Russia Crude Exports Face Growing Fleet Constraint

7

  • Sanctions accelerate retreat of Western-linked vessels.
  • Freight rates signal worsening tonnage availability.
  • Shadow fleet expansion is unlikely to fully close the gap.

Russia is finding it increasingly difficult to maintain its crude exports, primarily due to a shortage of suitable tankers. A closer look at the vessels involved in trading Russian crude reveals a growing structural gap, fueled by stricter sanctions, heightened compliance risks, and the increasing operational challenges faced by shipowners. Recent measures from the US and EU aimed at networks linked to Rosneft and Lukoil have significantly raised both reputational and regulatory risks, which in turn have shrunk the number of vessels willing to transport Russian oil, reports Break Wave Advisors.

Visible Supply Shortfall

When we analyse the availability of vessels over the next three months, it becomes clear that there’s a significant tonnage gap. Even after factoring in ships that have recently loaded Russian crude, those that are sanctioned and yet to return, and tankers making their way to Russian ports, the fleet still falls short by about 6.5 million deadweight tons (dwt). That’s roughly equivalent to 53 Suezmax and Aframax vessels.

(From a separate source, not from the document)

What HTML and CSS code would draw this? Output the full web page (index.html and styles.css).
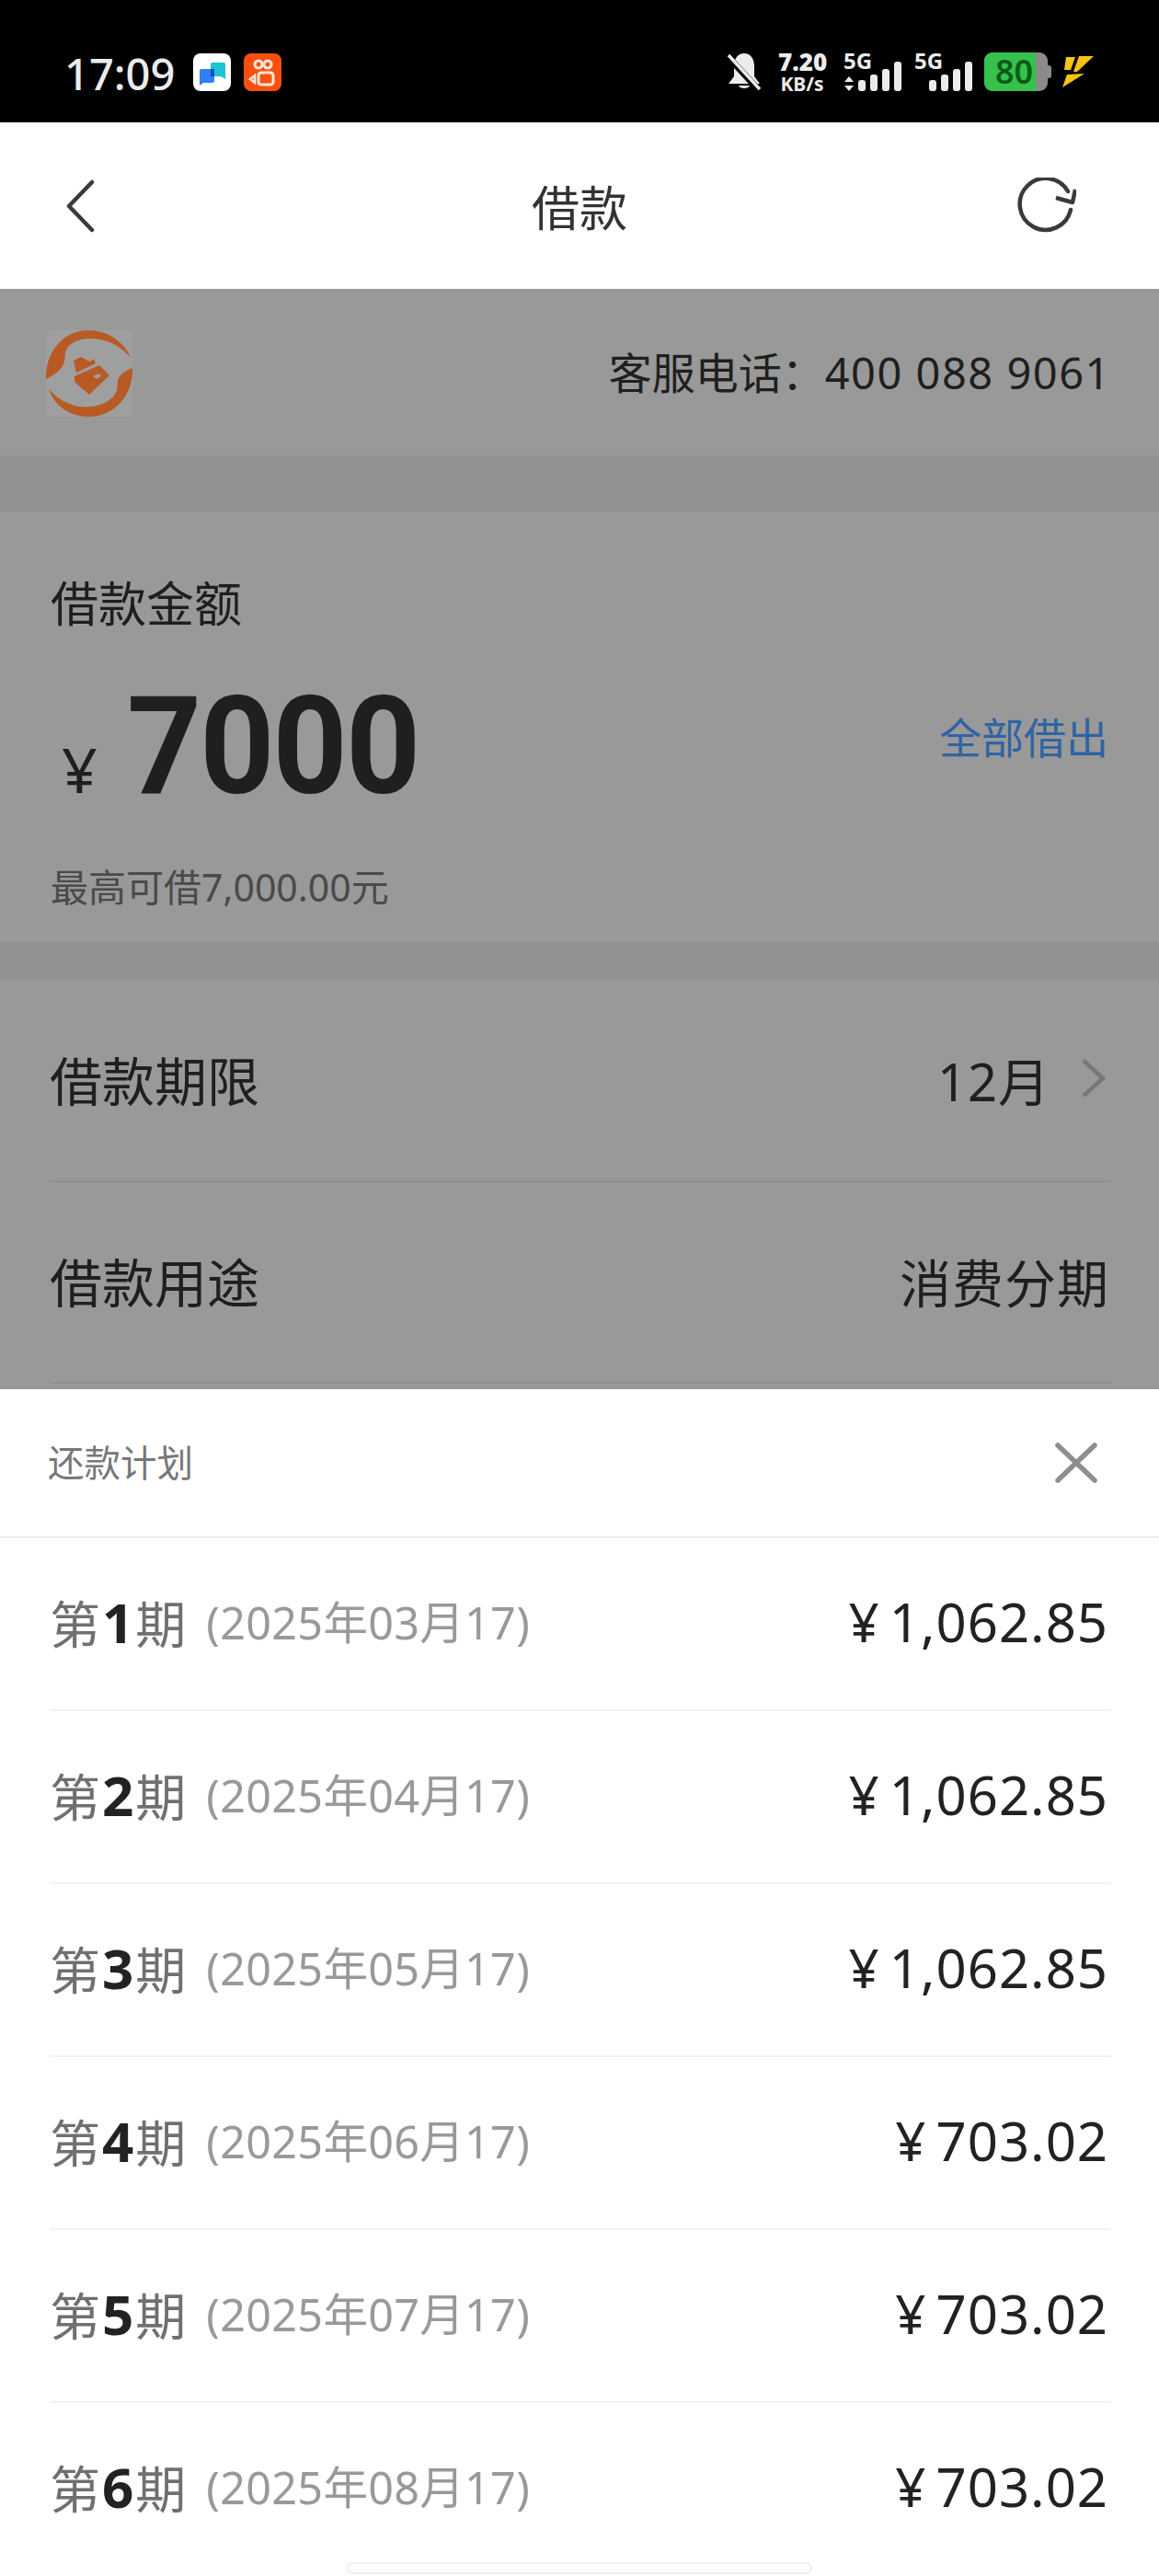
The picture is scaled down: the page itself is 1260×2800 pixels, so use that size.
FILE: index.html
```html
<!DOCTYPE html>
<html>
<head>
<meta charset="utf-8">
<title>借款</title>
<link rel="stylesheet" href="styles.css">
</head>
<body>
<div class="phone">

<div class="status">
	<div class="status-left">
		<span class="time">17:09</span>
		<svg class="app-ico" viewBox="0 0 41 41">
			<rect width="41" height="41" rx="8" fill="#fff"/>
			<path d="M19 12a2 2 0 0 1 2-2h12a2 2 0 0 1 2 2v16l-5-3H19z" fill="#1cc4d4"/>
			<path d="M7 19a2 2 0 0 1 2-2h12a2 2 0 0 1 2 2v11a2 2 0 0 1-2 2H11l-4 3z" fill="#2f80f5"/>
			<path d="M19 17h4v8h-4z" fill="#0b4fb0"/>
		</svg>
		<svg class="app-ico" viewBox="0 0 41 41">
			<rect width="41" height="41" rx="8" fill="#f9500f"/>
			<g fill="none" stroke="#fbe6da" stroke-width="3">
				<circle cx="16" cy="12" r="4"/>
				<circle cx="26" cy="12" r="4"/>
				<rect x="16" y="21" width="16" height="13" rx="3"/>
			</g>
			<path d="M12 24v8l-5-4z" fill="none" stroke="#fbe6da" stroke-width="2.5"/>
		</svg>
	</div>
	<div class="status-right">
		<svg class="bell" viewBox="0 0 36 42">
			<path d="M18 1c7 0 11 6 11 14v11l6 8H1l6-8V15C7 7 11 1 18 1z" fill="#ececec"/>
			<path d="M12 36h12c-1 4-11 4-12 0z" fill="#ececec"/>
			<path d="M0 4l34 37" stroke="#000" stroke-width="7"/>
			<path d="M1 3l34 37" stroke="#ececec" stroke-width="3.5"/>
		</svg>
		<div class="speed"><b>7.20</b><span>KB/s</span></div>
		<div class="signal">
			<span class="net">5G</span>
			<svg class="arrows" viewBox="0 0 12 16"><path d="M6 0l5 6H1zM6 16l-5-6h10z" fill="#ececec"/></svg>
			<div class="bars"><i class="b1"></i><i class="b2"></i><i class="b3"></i><i class="b4"></i></div>
		</div>
		<div class="signal">
			<span class="net">5G</span>
			<div class="bars"><i class="b1"></i><i class="b2"></i><i class="b3"></i><i class="b4"></i></div>
		</div>
		<div class="battery"><div class="battery-in"><span>80</span></div></div>
		<svg class="bolt" viewBox="0 0 35 36">
			<path d="M4 2h10L9 16H2z" fill="#f6c512"/>
			<path d="M18 1h16L16 18h-4z" fill="#f6c512"/>
			<path d="M5 21l19-1L0 35z" fill="#f6c512"/>
		</svg>
	</div>
</div>

<div class="nav">
	<svg class="nav-back" viewBox="0 0 32 58"><path d="M29 3L4 29l25 26" fill="none" stroke="#3a3a3a" stroke-width="4.5" stroke-linecap="round" stroke-linejoin="round"/></svg>
	<div class="nav-title">借款</div>
	<svg class="nav-refresh" viewBox="0 0 66 62">
		<path d="M60 35A28 28 0 1 1 57 15" fill="none" stroke="#3a3a3a" stroke-width="4.5" stroke-linecap="round"/>
		<path d="M44 22l18 5 3-14" fill="none" stroke="#3a3a3a" stroke-width="4.5" stroke-linejoin="round"/>
	</svg>
</div>

<div class="dim">
	<div class="hotline">
		<svg class="logo" viewBox="0 0 94 94">
			<rect width="94" height="94" rx="6" fill="#9f9f9f"/>
			<path d="M0 53C-1 25 18 0 46 0c22 0 39 13 47 31C82 17 66 9 48 9 33 9 22 16 21 25c-1 10 0 18-21 28z" fill="#b85a24"/>
			<path d="M94 41c1 30-20 53-47 53-21 0-38-12-44-30 9 10 20 17 34 19 18 2 36-5 40-18 2-9-3-16 17-24z" fill="#b85a24"/>
			<path d="M30 33l8-4 10 5 4-3 2 5-21 10z" fill="#b85a24"/>
			<path d="M31 50l27-12 11 11-22 21-16-14z" fill="#b85a24"/>
			<path d="M51 50l6-3 3 3-5 3z" fill="#9f9f9f"/>
		</svg>
		<div class="hotline-text">客服电话：<span class="tel">400 088 9061</span></div>
	</div>

	<div class="amount-box">
		<div class="amount-label">借款金额</div>
		<div class="amount-line">
			<span class="yen">¥</span>
			<span class="amount-num">7000</span>
			<span class="borrow-all">全部借出</span>
		</div>
		<div class="amount-max">最高可借7,000.00元</div>
	</div>

	<div class="form">
		<div class="form-row">
			<span>借款期限</span>
			<span class="form-val">12月<svg class="chev" viewBox="0 0 26 42"><path d="M2 2l21 19L2 40" fill="none" stroke="#777" stroke-width="4.5"/></svg></span>
		</div>
		<div class="form-row">
			<span>借款用途</span>
			<span class="form-val">消费分期</span>
		</div>
	</div>
</div>

<div class="sheet">
	<div class="sheet-head">
		<span class="sheet-title">还款计划</span>
		<svg class="close" viewBox="0 0 46 44"><path d="M3 3l40 38M43 3L3 41" fill="none" stroke="#8e8e8e" stroke-width="5.5" stroke-linecap="round"/></svg>
	</div>
	<div class="plan">
		<div class="plan-row"><span class="term">第<b>1</b>期</span><span class="date">(2025年03月17)</span><span class="money">¥ 1,062.85</span></div>
		<div class="plan-row"><span class="term">第<b>2</b>期</span><span class="date">(2025年04月17)</span><span class="money">¥ 1,062.85</span></div>
		<div class="plan-row"><span class="term">第<b>3</b>期</span><span class="date">(2025年05月17)</span><span class="money">¥ 1,062.85</span></div>
		<div class="plan-row"><span class="term">第<b>4</b>期</span><span class="date">(2025年06月17)</span><span class="money">¥ 703.02</span></div>
		<div class="plan-row"><span class="term">第<b>5</b>期</span><span class="date">(2025年07月17)</span><span class="money">¥ 703.02</span></div>
		<div class="plan-row last"><span class="term">第<b>6</b>期</span><span class="date">(2025年08月17)</span><span class="money">¥ 703.02</span></div>
	</div>
	<div class="home-bar"></div>
</div>

</div>
</body>
</html>
```

FILE: styles.css
```css
html, body { margin: 0; padding: 0; background: #fff; }
body { font-family: "Noto Sans", "Noto Sans CJK SC", sans-serif; color: #222; }
.phone { width: 1260px; height: 2800px; overflow: hidden; }

/* status bar */
.status { height: 133px; background: #000; display: flex; justify-content: space-between; padding: 57px 70px 0 70px; box-sizing: border-box; color: #ececec; }
.status-left { display: flex; align-items: flex-start; }
.time { font-size: 47px; font-weight: 500; line-height: 46px; margin-top: 0; width: 140px; }
.app-ico { width: 41px; height: 41px; margin-right: 14px; margin-top: 1px; }
.status-right { display: flex; align-items: flex-start; }
.bell { width: 36px; height: 42px; margin-right: 19px; }
.speed { width: 52px; margin-right: 19px; margin-top: -3px; font-weight: 700; text-align: center; }
.speed b { display: block; font-size: 26px; line-height: 26px; }
.speed span { display: block; font-size: 21px; line-height: 22px; white-space: nowrap; }
.signal { width: 64px; height: 42px; position: relative; margin-right: 13px; }
.net { position: absolute; left: 0; top: -3px; font-size: 24px; font-weight: 700; line-height: 24px; }
.arrows { position: absolute; left: 0; top: 26px; width: 12px; height: 16px; }
.bars { position: absolute; left: 16px; bottom: 0; display: flex; align-items: flex-end; gap: 5px; }
.bars i { display: block; width: 8px; border-radius: 3px; background: #ececec; }
.bars .b1 { height: 12px; }
.bars .b2 { height: 18px; }
.bars .b3 { height: 24px; }
.bars .b4 { height: 32px; }
.battery { width: 69px; height: 42px; margin-left: -1px; margin-right: 16px; background: #8b8b8b; border-radius: 9px; position: relative; }
.battery:after { content: ""; position: absolute; right: -4px; top: 14px; width: 4px; height: 14px; background: #8b8b8b; border-radius: 0 3px 3px 0; }
.battery-in { width: 56px; height: 42px; background: #35c24c; border-radius: 9px 0 0 9px; font-size: 36px; line-height: 42px; font-weight: 600; color: #0b5c16; text-align: center; padding-left: 9px; box-sizing: border-box; }
.bolt { width: 35px; height: 36px; margin-top: 3px; }

/* title bar */
.nav { height: 181px; background: #fff; display: grid; grid-template-columns: 1fr auto 1fr; align-items: center; padding: 0 71px; }
.nav-back { width: 32px; height: 58px; }
.nav-title { font-size: 52px; color: #333; }
.nav-refresh { width: 66px; height: 62px; justify-self: end; margin-right: 19px; }

/* dimmed page */
.dim { height: 1196px; background: #999; }
.hotline { height: 242px; display: flex; align-items: flex-start; justify-content: space-between; padding: 45px 52px 0 50px; box-sizing: border-box; border-bottom: 61px solid #929292; }
.logo { width: 94px; height: 94px; }
.hotline-text { font-size: 47px; line-height: 92px; color: #1f1f1f; }
.tel { letter-spacing: 1.5px; }
.amount-box { height: 468px; padding: 0 52px 0 55px; border-bottom: 42px solid #929292; }
.amount-label { font-size: 52px; line-height: 72px; padding-top: 64px; color: #1f1f1f; }
.amount-line { display: flex; align-items: baseline; height: 146px; margin-top: 46px; }
.yen { font-size: 68px; color: #1f1f1f; margin-left: 12px; width: 71px; }
.amount-num { font-family: Roboto, sans-serif; font-weight: 700; font-size: 149px; line-height: 146px; letter-spacing: -2px; color: #1f1f1f; transform: scaleX(.95); transform-origin: 0 50%; }
.borrow-all { margin-left: auto; margin-bottom: 24px; margin-right: 3px; font-size: 46px; color: #2f64a3; align-self: center; }
.amount-max { font-size: 41px; line-height: 56px; margin-top: 52px; color: #4a4a4a; }
.form { padding: 0 52px 0 54px; }
.form-row { height: 217px; display: flex; align-items: center; justify-content: space-between; font-size: 57px; color: #1f1f1f; border-bottom: 2px solid #909090; }
.form-row > span { padding-bottom: 5px; }
.form-val { display: flex; align-items: center; font-size: 56px; letter-spacing: 2px; margin-right: 2px; }
.form-val:last-child { letter-spacing: 1px; }
.chev { width: 26px; height: 42px; margin-left: 34px; margin-right: 4px; }

/* repayment sheet */
.sheet { height: 1290px; background: #fff; position: relative; }
.sheet-head { height: 160px; display: flex; align-items: center; justify-content: space-between; padding: 0 67px 0 52px; border-bottom: 2px solid #eee; }
.sheet-title { font-size: 39.5px; color: #777; padding-bottom: 5px; }
.close { width: 46px; height: 44px; }
.plan { padding: 0 52px 0 54px; }
.plan-row { height: 186px; display: flex; align-items: center; border-bottom: 2px solid #f2f2f2; }
.plan-row > span { padding-bottom: 5px; }
.plan-row.last { border-bottom: none; }
.term { font-size: 55px; color: #707070; white-space: nowrap; }
.term b { color: #222; font-weight: 700; font-size: 60px; margin: 0 2px; }
.plan-row > .date { font-size: 48.5px; letter-spacing: .3px; color: #999; margin-left: 22px; padding-bottom: 8px; }
.money { margin-left: auto; margin-right: 3px; font-size: 58px; color: #222; letter-spacing: 1px; word-spacing: -6px; }
.home-bar { position: absolute; left: 377px; top: 1275px; width: 506px; height: 13px; box-sizing: border-box; border: 2px solid #eee; border-radius: 7px; background: #fff; }
```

Limited Options to Fill the Gap

Russia has a couple of main strategies to address this shortfall. The first involves bringing older vessels from the second-hand market into what’s known as the shadow fleet, although only a few suitable candidates have been found. The second option is to redirect unsanctioned tankers that are currently transporting Russian refined products. Even with these efforts, there’s still likely to be a shortfall of around 11% compared to the loading requirements for the summer. This situation leaves Russia with a fundamental limitation on its crude export capacity, even though seaborne exports averaged 3.3 million barrels per day in the first half of 2025.

Western Operators Pull Back

We’re already seeing a pullback from flexible, unsanctioned operators. For instance, Greek-operated vessels made up 24% of Russia’s crude voyages in June, but that number plummeted to just 10% by November. This decline started before the EU proposed a maritime transport ban, suggesting that operators were voluntarily stepping back in anticipation of stricter enforcement.

Freight Markets Show Signs of Tightening Supply

Freight rates from Russia to India have hit a 19-month high, and fleet utilisation has surged to a 21-month peak. The increase in crude volumes on the water and longer voyage durations indicates that the effective fleet is shrinking. In response, Russia is likely to ramp up its use of evasive logistics, which includes more dark ship-to-ship transfers and extended trade routes. This will only serve to further tie up vessels and worsen the supply crunch.

Export Resilience Facing Challenges

Although Russia’s crude exports have shown resilience in 2025, the pressure from enforcement is escalating faster than the availability of fleets. The future of Russia’s oil exports now depends less on production levels and more on access to physical vessels. If there aren’t enough ships available, the export operations could slow down, no matter how high the demand remains.